Early relatives of asters
With a similar flowering period but less spectacular, is the charming and completely trouble-free Kalimeris incisa ‘Madiva’. At 1–1,20m high, it carries numerous white flowers, whose colour subtly changes according to daylight. Sometimes it has a hue of blue, then it is pinkish, yet at other times it is more violet or lilac-tinted. Rarely is it white. After 10 years reliable presence in the border, it is now time to lift and divide them.
Late August the tall Vernonia crinita starts. Unlike many of the taller late asters, it copes well with the summer heat, retaining green leaves all along the stems, down to ground level, well into autumn. In a few weeks’ time the flowerheads will be replaced by irresistible fluffy pinkish seedheads. They too have been trouble-free all these years.
A distant Aster-relative I am very fond of is Leucanthemella serotina. This 1,80-2,00m tall cheerful large white daisy has a slight invasive tendency, but for this it is pardoned because of its delightful fresh appearance. Every two to three years we just have to put it back in its place.
Reliable autumn flowerers
It is the time of year where the numerous Aster novae-angliae cultivars open up their fuzzy, hairy flowerbuds. They have to be carefully positioned in a border to hide their two weaknesses. Their rather rigid habit is often difficult to incorporate in a more relaxed planting. Their brown legs caused by the lower leaves drying by the time they start flowering are unsightly. Placing them towards the rear of a planting scheme, surrounded by other plants of a similar height or a little lower like Phlox or grasses masks these two problems. There are a few cultivars I am very fond of because of their great colours. The bright magenta of A. ‘Andenken an Alma Pötschke’ cheers up the autumn garden and have been part of my life for many decades. Although I am not that fond of the very rigid and squat habit of A. ‘Purple Dome’, with only 40cm it is often useful in the foreground of a border and has a useful intensive purple which I enjoy at a time of year dominated by wishy-washy pastels.
The stars of the moment
For those who prefer a more relaxed effect, I can recommend two delightful plants: Aster ‘Le Vasterival’ and A. ‘Little Carlow’. With its dark, glossy leaves, thin, almost black flowerstems and tendency to wander through the borders, ‘Le Vasterival’ reminds me rather of Aster laevis ‘Arcturus’ an old, invasive friend I brought back form my English garden. Despite its wandering habit I love its light-ness and its refreshing pale pink flowers. A. ‘Little Carlow’ remains unbeatable for its lightness though. Clouds of numerous small blue flowers billow in the borders for weeks on end. I really don’t care that she does not stand up as well as many other asters do, by now its neighbouring plants like Alchemilla mollis are done for the season and don’t mind being slightly overwhelmed by such a good-natured neighbour.
An old friend that has re-entered my life (and our border) is Aster pringlei ‘Monte Cassino’. Elegant sprays of small, pure white flowers make excellent cut flowers. Contrary to many other white-flowered asters that go rather murky as they fade, because the centre of the flower turns a dark brown, this one stays fresh.
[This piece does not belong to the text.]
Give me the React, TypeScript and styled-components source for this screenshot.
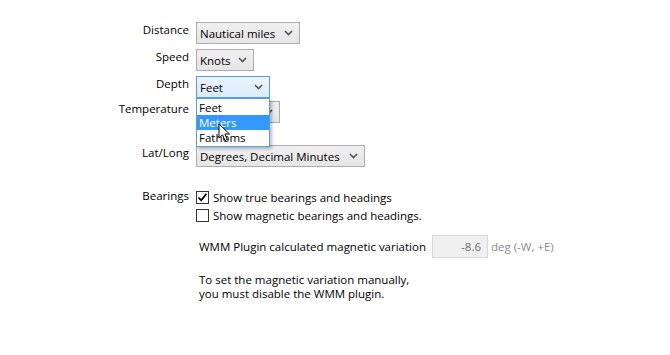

Walking along the border, I now already enjoy the very last hero of the season. Aster lateriflorus var. horizontalis ‘Lady in Black’ has been looking good for weeks with its reddish foliage and very elegant growth habit. Its buds are at this stage just small little points and will not open for at least another three to four weeks.
These are just a few of the many on offer. Many more I need to discover and want to try. The blue-flowered Aster x herveyi ‘Twilight’ is on my list, though its invasive nature makes me hesitate right now. I have yet to find the right place for it. One day I will.